Coming into his 13th year in the major leagues there were exactly two things it was reasonable to expect from Mark Teixeira: a strong walk rate and his fair share of home runs.
Normally a player that combines power and discipline is more or less guaranteed to be an excellent hitter, but Teixeira is a little different. Despite recording 22 home runs and an 11.4% walk rate last year the Yankees first baseman managed only a 100 wRC+. Due to a chronically low BABIP that hasn't exceeded .270 since 2009, he still needs to avoid strikeouts to make the most of his other skills because he consistently gets less out of balls in play his peers.
This season that has not been a problem. Teixeira's strikeout rate has fallen to a career-low 13.0% percent and despite a meager .208 BABIP he's managed an impressive .252/.377/.588 line. By cutting down the whiffs the 35-year-old has allowed his underlying strengths to play up, making him one of those most productive hitters in baseball.
When players show improvements in their strikeout or walk rates that tends to be taken more seriously this time of year than spikes in BABIP or HR/FB that seem less likely to be sustainable. However, it remains worth asking whether these seemingly fundamental changes to a hitter's approach are likely to continue. In Teixeira's case it's unclear.

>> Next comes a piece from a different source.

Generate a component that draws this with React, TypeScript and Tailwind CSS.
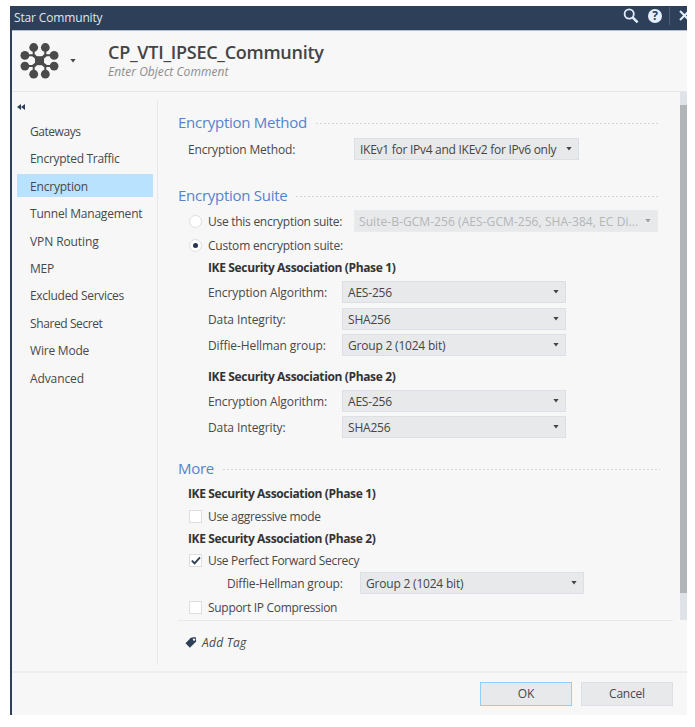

The first baseman's contact numbers (shown below) are not easy to interpret:
|Time Period||O-Zone Contact%||Zone Contact%||Total Contact%||Swinging Strike%|
|Career Best||75.2% (2012)||92.3% (2010)||84.4% (2012)||6.2% (2012)|
On one hand Teixeira has made tangible strides from last season in terms of making contact with the ball. It makes sense that he's going down on strikes less often.
On the other hand, he is still falling short of his career-best contact numbers from 2012- a year where he posted a 15.8% strikeout rate. It's fair to expect more strikeouts will come considering his history and contact rates, but it's also foolish not to acknowledge that something is going on here.
So far in May, Teixeira has posted a 9.7% strikeout rate. If that were to hold up it would be the first month since September of 2008 where he was below double digits. In order to find where the missing whiffs are, the search needs to be a little bit more specific.
Handedness is an excellent place to start. Because Teixeira is a switch hitter, his platoon splits are a bit more interesting as they represent two entirely different hitting mechanics. Looking at the strikeout numbers by platoon split it becomes more clear where Teixiera's career-best output in this category is coming from.
|Handedness||K% 2015||K% 2014||Career Average K%||Career Best %|
|Vs. RHP||17.30%||23.50%||18.10%||14.7% (2008)|
As a left-handed batter Teixeira has been better at avoiding strikeouts than he was last year, but is not far from his career averages. From the right side he's peak Marco Scutaro. He's always been a better contact hitter against southpaws, but the disparity so far is extreme.
The sample is admittedly very small-only 53 plate appearances- but the numbers are hard to ignore. Even in a minute sample Teixeira's 4.67 BB/K against southpaws is absolutely extraordinary. Furthermore, his underlying whiff% as a right-hander definitely supports his drop in strikeouts.
His minuscule whiff rate makes for an absolutely comical zone profile:
If a lefty has thrown a pitch in the strike zone or above Mark Teixeira hasn't missed it.
It remains difficult to say exactly how he's managed to put his bat to all these balls, but in the most simple terms he's doing something right. More importantly, he's doing something he's never done before.